Transport organisations have welcomed news of a relaxation in enforcement of the driver’s hours rules today in light of recent problems for cross-Channel freight vehicles, but have been split in their reactions to the detail of the change.

Earlier today, the DfT said it had agreed an immediate relaxation of enforcement of EU drivers’ hours rules for cross-Channel commercial vehicle traffic in Europe and UK vehicle operators based in Kent whose journeys were affected by recent disruption.

The temporary relaxation of enforcement - initiated in response to current industrial action at the port of Calais and migrant incidents at the Eurotunnel terminal and the Channel Tunnel – came into force immediately and will run for a period of 30 days at the times when Operation Stack is in place.

It applies only to drivers whose journeys are delayed due to the industrial action or disruption in Calais, and who have used a ferry or Eurotunnel to reach or leave Kent; are waiting in Kent to leave the UK; or are driving a commercial vehicle operated from an operating centre in Kent.

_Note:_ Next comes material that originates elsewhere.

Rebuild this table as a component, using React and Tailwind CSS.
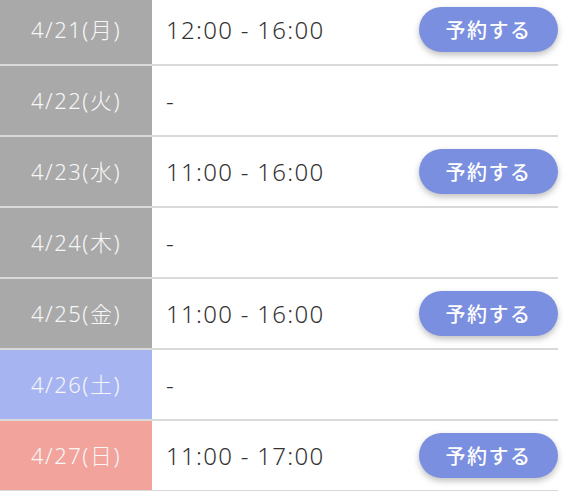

Under the relaxation, the EU daily driving limit of nine hours is replaced with a daily driving limit of 11 hours; while the daily rest requirements have been cut from 11 to nine hours.

The requirement for a 45 minute break after four and a half hours’ driving remains, as do all elements of the working time rules, stressed the DfT.

The DfT stated that the relaxation in enforcement would remain “under constant review” and could be withdrawn or suspended with less than 24 hours’ notice. It also said that as a general rule it expected businesses “to plan for and manage the risks of disruption to supply chains”.

While the FTA said the relaxation made “perfect sense” and described it as a “proportionate response”, however, the RHA said it had gone “too far”.

It said the extension of the driving day on its own was welcome but that curtailment of the daily rest period was “ill-judged and likely to lead to the exploitation of hauliers and their drivers and a reduction in road safety”.

Calling for confirmation that the relaxation would be respected by enforcement officers right across Europe, the RHA also questioned the enforceability of the provisions regarding vehicles in Kent and said it was “astonished” by the DfT’s statement about expecting business to plan for supply chain disruption.

The DfT has not so far responded to a request for comment on the RHA’s concerns.

Meanwhile, news that 120 new French police officers were being sent to secure the Eurotunnel terminal in Coquelles has also received a mixed reaction.

A Eurotunnel spokesman told Motortransport.co.uk that anything the authorities could add to maintain law and order in the area was welcome. “But the reality is that there are 5000 or more migrants in the Calais area and they are continuing to come,” he added.

Some humanitarian groups suggest around 100 new migrants a day are arriving in Calais and the real issue was not securing the appropriate areas in northern France but stemming the flow of migrants in the first place, he added. “Any attempts to solve this crisis in Calais are doomed to failure. The only way to solve it is to stop the flow arriving and remove those that are actually here,” he confirmed.

Eurotunnel alone has thwarted 37,000 illegal attempts to cross the Channel so far this year and spent €13m on physical and human resources to help deal with the migrant problem.

A spokeswoman for the RHA – which has been calling for several weeks for deployment of the French army to maintain order in northern France – also said the 120 new officers were not going to make much difference.

“We’re hearing of thousands of migrants descending on the secure area every night,” she stressed. “120 more police isn’t going to scratch the surface on that.”

Neither, she suggested, would the £7m of fresh money being made available by the UK for new fencing at the Eurotunnel terminal in Coquelles. “These migrants have travelled thousand of miles. A bit of fencing really isn’t going to act as a deterrent,” she commented.

“Bringing in the military would allow an end to be put to ‘Operation Stuck’ and allow the port to be secured so free flow of freight can be resumed. At the same time, the authorities would need to work on a long-term solution,” she said.